_EXERCISE PROMPT:_ Look for the string "this" in the lines and copy each line that has it.

_RECORDED INFORMATION:_

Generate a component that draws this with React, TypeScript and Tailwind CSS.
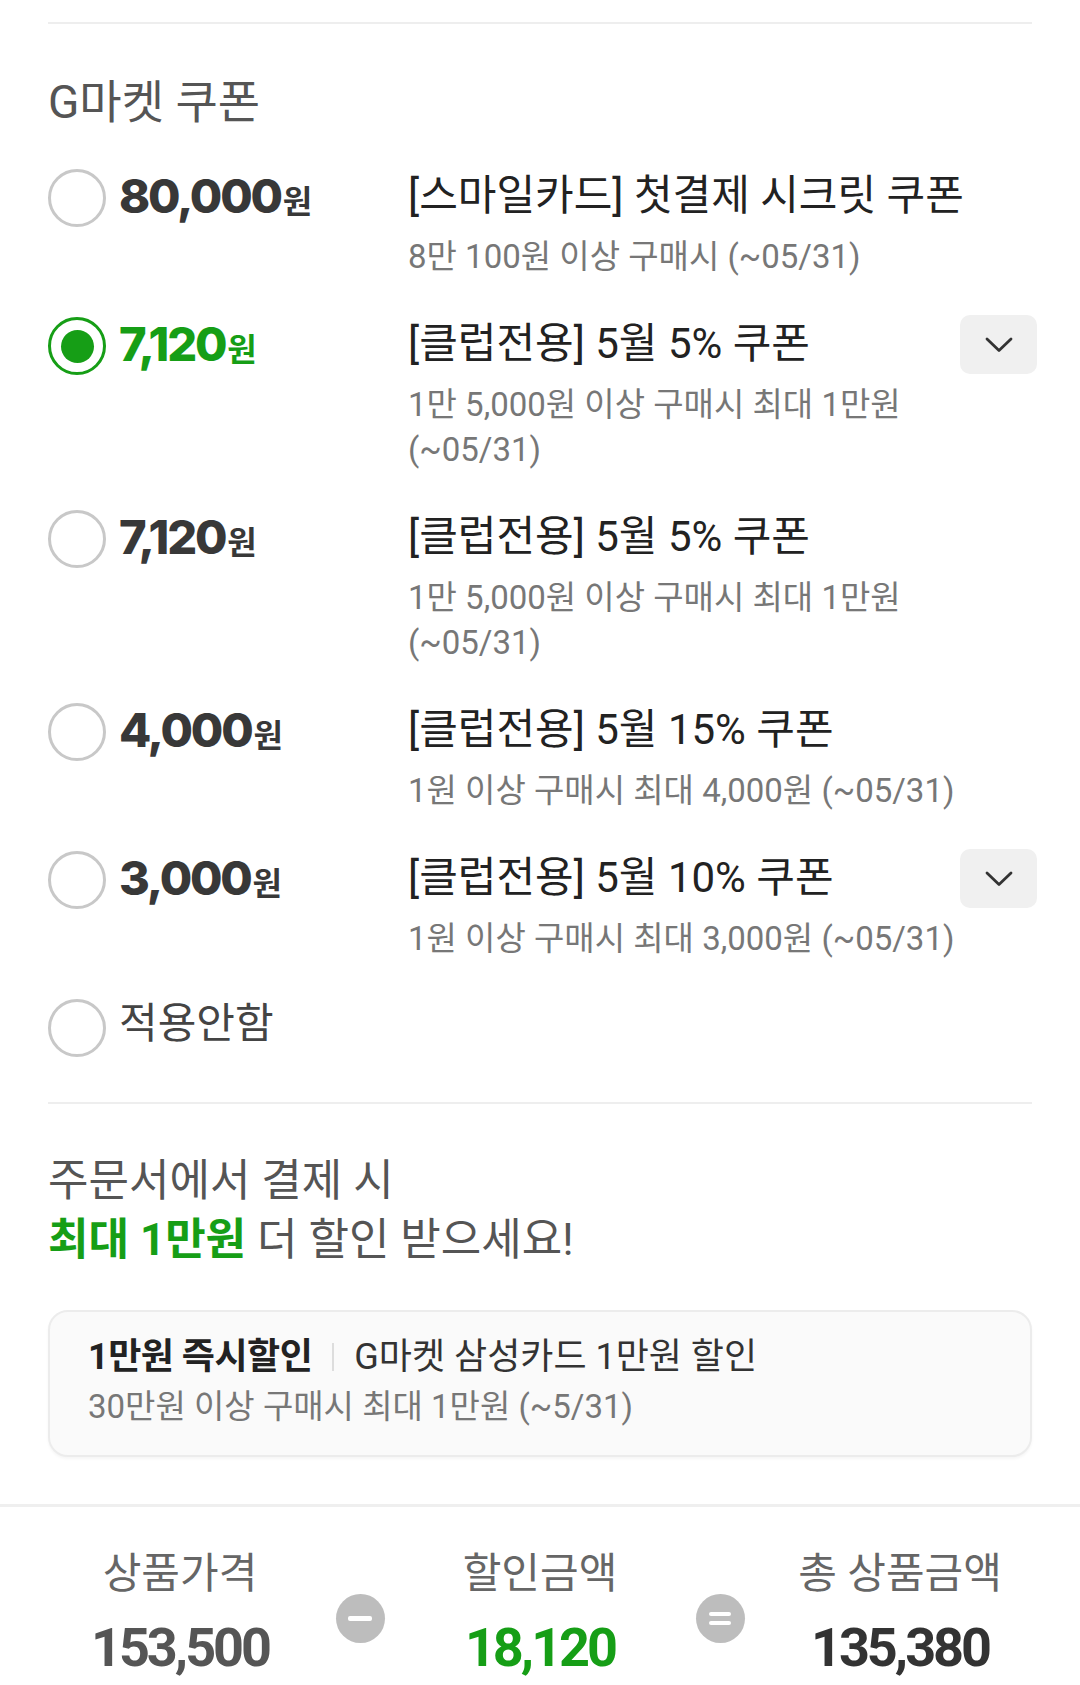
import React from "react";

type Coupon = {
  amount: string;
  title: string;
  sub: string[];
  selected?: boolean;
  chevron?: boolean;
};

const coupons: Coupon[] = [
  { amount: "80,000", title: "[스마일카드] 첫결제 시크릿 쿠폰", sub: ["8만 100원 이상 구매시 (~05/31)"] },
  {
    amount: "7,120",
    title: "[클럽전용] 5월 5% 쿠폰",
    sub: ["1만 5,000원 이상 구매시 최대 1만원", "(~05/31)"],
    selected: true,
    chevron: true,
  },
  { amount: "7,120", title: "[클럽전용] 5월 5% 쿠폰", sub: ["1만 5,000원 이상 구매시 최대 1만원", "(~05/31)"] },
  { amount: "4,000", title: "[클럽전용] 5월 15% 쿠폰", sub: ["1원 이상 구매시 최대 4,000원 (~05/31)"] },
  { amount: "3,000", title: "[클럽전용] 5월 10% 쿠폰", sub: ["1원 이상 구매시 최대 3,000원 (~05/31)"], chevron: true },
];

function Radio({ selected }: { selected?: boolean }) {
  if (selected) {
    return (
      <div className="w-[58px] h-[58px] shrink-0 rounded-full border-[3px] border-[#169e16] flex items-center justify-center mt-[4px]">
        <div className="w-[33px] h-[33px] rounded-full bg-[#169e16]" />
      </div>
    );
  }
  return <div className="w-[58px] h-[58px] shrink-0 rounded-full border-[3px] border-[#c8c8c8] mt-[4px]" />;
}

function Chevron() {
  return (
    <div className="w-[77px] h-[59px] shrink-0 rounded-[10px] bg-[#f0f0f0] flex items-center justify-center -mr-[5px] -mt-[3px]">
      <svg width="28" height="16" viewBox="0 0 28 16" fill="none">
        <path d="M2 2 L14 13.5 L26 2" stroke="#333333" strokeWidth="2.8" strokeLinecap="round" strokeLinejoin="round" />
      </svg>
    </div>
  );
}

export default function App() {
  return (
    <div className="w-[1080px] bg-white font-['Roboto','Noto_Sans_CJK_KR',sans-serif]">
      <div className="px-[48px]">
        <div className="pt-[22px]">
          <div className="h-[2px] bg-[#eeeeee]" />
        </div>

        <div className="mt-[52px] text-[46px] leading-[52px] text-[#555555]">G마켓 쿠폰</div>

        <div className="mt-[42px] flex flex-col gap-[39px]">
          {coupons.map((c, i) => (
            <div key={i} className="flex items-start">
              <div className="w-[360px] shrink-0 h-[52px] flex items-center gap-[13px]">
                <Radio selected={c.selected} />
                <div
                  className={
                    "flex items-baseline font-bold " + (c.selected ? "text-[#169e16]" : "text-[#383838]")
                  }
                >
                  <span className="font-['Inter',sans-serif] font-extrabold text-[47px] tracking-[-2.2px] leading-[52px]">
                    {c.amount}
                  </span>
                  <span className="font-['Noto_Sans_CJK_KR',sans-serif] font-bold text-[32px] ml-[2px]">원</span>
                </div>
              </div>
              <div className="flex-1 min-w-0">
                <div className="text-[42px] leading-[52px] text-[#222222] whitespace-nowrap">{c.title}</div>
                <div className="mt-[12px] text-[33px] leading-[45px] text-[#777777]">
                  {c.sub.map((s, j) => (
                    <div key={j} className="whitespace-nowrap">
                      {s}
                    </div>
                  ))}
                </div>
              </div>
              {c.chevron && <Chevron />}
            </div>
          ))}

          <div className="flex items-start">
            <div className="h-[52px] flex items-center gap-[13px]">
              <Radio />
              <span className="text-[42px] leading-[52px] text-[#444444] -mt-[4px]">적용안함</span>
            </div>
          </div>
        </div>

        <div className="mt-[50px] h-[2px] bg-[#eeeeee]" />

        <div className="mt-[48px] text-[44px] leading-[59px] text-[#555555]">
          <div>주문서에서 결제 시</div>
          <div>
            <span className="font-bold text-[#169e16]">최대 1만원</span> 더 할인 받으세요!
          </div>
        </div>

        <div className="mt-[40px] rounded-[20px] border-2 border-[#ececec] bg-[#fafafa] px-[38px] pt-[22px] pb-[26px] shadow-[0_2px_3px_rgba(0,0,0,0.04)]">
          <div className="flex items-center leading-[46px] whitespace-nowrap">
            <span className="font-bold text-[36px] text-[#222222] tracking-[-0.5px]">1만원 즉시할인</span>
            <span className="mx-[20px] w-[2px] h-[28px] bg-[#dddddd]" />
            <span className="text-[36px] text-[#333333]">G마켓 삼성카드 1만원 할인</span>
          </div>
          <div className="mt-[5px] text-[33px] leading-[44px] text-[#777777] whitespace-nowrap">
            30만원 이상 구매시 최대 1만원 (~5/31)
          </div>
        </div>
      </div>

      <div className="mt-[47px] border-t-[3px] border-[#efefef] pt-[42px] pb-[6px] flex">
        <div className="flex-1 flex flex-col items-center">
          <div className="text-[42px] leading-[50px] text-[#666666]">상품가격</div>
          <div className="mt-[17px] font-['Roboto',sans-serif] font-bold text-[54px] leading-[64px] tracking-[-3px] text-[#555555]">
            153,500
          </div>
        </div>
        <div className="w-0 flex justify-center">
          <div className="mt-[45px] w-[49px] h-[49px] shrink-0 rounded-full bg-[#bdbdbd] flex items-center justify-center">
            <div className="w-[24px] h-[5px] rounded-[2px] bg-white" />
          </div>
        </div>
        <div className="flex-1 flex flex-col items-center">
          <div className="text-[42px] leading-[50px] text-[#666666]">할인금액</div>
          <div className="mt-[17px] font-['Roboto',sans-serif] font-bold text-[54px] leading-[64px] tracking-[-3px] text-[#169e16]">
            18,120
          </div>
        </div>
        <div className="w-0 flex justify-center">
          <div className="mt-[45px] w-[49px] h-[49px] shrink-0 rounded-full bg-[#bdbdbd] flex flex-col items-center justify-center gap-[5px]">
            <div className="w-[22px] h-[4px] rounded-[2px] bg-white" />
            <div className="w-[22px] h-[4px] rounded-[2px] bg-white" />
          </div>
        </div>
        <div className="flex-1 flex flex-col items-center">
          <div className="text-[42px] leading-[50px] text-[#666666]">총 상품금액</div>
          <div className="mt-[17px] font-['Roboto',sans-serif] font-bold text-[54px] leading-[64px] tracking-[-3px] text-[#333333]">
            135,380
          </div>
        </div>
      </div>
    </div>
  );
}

* * *

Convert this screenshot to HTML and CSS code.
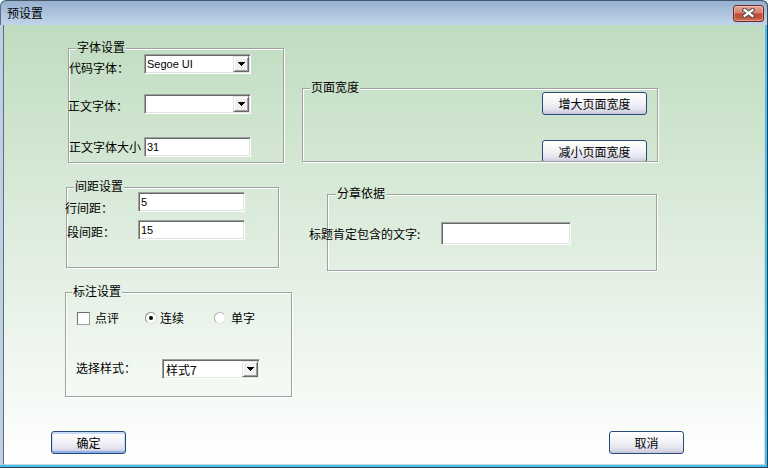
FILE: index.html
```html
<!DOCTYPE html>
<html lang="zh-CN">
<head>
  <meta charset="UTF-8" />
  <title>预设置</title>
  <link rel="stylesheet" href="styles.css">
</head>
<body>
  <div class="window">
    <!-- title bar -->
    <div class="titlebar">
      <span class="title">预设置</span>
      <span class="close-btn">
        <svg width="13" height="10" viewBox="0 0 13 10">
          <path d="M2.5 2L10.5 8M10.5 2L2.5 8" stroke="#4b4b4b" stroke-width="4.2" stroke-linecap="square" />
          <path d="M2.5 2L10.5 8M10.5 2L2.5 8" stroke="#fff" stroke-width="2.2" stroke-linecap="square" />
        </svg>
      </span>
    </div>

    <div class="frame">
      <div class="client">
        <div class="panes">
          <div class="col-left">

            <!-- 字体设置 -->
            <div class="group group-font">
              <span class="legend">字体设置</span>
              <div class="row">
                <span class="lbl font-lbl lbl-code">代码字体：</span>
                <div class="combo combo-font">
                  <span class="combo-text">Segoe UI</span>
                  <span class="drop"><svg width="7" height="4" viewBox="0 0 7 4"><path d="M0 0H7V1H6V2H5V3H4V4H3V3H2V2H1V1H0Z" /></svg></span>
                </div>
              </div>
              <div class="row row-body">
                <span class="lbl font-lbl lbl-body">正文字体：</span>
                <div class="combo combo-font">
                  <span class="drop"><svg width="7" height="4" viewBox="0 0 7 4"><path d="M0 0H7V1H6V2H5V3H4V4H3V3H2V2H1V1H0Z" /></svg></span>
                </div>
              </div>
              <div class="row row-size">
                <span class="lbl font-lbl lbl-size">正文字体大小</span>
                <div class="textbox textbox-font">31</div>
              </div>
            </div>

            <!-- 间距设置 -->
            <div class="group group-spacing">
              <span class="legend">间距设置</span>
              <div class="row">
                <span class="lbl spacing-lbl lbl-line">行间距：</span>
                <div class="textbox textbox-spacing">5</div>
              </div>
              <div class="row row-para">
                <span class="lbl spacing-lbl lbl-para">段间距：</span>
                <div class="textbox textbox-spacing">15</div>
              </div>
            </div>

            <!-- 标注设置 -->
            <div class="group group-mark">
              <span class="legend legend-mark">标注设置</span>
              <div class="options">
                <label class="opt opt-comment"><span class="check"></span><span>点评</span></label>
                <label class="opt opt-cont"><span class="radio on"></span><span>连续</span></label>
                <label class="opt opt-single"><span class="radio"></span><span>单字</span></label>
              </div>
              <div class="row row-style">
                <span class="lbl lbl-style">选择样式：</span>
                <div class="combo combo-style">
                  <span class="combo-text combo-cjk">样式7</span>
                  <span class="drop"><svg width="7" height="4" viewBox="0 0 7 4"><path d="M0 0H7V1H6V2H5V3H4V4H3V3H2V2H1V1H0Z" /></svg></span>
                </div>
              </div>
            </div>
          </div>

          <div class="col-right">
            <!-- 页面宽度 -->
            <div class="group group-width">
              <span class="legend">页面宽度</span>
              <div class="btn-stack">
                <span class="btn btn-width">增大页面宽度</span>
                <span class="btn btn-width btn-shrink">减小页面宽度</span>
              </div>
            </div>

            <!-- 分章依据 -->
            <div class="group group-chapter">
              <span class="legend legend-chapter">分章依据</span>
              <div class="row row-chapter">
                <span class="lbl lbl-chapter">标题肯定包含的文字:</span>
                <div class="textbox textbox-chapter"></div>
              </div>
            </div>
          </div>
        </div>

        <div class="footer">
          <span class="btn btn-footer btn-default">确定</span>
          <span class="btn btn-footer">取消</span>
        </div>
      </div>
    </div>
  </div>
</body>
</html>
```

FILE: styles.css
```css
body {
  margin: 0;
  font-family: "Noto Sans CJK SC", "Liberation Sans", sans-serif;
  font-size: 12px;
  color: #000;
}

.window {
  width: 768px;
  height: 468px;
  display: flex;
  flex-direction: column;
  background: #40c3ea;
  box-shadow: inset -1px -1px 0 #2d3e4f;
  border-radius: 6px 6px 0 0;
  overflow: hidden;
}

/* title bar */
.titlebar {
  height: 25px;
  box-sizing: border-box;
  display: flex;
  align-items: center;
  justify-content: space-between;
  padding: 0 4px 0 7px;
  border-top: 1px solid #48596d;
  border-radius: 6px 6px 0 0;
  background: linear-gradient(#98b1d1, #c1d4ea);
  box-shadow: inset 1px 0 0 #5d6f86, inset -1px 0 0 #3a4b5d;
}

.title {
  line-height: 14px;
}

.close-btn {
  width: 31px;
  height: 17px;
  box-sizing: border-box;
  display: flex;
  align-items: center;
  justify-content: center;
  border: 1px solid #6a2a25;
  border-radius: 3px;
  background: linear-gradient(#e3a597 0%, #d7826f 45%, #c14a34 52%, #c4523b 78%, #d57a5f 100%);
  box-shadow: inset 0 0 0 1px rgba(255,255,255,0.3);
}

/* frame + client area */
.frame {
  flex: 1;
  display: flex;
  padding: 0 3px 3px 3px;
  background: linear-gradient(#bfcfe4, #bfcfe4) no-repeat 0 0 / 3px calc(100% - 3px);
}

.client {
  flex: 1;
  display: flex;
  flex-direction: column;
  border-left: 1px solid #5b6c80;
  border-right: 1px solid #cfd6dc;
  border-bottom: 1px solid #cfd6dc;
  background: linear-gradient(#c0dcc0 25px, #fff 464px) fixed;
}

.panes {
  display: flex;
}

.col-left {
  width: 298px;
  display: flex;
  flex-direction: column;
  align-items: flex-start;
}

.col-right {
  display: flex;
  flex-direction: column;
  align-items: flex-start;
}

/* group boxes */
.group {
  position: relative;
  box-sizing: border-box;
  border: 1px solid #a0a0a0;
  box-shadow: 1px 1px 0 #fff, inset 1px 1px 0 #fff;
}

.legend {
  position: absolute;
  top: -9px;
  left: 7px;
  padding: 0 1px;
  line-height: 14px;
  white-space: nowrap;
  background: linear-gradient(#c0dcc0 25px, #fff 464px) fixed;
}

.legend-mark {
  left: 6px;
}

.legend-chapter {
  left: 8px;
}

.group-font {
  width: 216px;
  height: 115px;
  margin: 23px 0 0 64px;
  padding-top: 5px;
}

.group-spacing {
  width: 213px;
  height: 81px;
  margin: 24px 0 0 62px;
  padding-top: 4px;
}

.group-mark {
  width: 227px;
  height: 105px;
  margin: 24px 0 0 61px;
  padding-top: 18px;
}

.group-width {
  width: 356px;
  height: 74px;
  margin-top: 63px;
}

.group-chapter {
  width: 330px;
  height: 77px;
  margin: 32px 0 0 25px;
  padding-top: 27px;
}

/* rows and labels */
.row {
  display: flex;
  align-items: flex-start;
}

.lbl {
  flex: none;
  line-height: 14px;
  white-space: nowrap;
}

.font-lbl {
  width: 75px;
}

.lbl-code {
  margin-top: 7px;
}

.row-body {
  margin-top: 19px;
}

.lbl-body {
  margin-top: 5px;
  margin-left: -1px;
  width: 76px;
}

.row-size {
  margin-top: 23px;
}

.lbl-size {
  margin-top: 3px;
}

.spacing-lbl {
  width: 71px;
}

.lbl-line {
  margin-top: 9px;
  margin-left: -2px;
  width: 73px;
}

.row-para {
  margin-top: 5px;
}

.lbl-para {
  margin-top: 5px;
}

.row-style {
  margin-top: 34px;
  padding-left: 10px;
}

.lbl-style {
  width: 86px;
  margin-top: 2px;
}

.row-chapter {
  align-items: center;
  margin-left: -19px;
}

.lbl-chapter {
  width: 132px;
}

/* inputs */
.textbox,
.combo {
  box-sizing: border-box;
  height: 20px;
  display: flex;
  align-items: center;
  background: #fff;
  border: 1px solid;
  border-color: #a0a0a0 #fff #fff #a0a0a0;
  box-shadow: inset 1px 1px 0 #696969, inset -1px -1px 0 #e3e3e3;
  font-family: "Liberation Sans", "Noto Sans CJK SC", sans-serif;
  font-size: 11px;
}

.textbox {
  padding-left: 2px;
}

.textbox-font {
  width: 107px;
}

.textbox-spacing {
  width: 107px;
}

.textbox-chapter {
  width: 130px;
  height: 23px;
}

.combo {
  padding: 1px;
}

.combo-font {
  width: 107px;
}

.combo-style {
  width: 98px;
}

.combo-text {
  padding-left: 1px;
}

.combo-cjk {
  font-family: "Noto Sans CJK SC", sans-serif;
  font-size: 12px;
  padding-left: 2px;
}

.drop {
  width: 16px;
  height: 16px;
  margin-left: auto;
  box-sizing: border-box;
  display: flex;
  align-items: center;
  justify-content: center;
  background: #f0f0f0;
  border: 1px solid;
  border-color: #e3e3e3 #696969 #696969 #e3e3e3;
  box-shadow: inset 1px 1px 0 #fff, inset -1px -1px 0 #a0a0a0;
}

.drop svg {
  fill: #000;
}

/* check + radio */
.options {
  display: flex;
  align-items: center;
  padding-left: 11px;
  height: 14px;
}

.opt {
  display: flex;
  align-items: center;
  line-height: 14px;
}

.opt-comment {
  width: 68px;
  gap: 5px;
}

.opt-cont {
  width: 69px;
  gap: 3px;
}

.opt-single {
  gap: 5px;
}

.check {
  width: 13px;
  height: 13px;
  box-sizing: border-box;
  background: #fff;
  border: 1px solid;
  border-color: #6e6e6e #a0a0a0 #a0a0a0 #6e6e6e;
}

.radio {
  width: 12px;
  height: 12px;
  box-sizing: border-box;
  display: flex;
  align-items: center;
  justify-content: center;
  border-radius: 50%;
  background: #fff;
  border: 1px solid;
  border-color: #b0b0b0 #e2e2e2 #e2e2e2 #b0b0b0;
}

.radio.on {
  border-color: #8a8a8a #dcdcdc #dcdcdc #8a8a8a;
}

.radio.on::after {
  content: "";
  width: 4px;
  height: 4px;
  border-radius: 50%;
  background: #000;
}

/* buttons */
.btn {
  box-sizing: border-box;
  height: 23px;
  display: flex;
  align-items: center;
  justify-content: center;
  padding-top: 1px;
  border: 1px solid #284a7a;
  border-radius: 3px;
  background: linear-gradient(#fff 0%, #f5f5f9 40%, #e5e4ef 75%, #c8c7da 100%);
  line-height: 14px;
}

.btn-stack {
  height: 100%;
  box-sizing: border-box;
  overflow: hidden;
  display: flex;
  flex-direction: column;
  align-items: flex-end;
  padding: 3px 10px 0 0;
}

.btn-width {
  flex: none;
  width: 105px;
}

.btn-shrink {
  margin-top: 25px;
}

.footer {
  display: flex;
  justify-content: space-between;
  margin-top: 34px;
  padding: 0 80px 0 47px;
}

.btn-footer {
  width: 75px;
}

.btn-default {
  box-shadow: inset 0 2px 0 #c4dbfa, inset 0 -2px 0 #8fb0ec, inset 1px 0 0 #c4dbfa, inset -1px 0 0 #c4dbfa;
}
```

_COMPLETE ANSWER:_
Generate a component that draws this with React, TypeScript and Tailwind CSS.
Convert this screenshot to HTML and CSS code.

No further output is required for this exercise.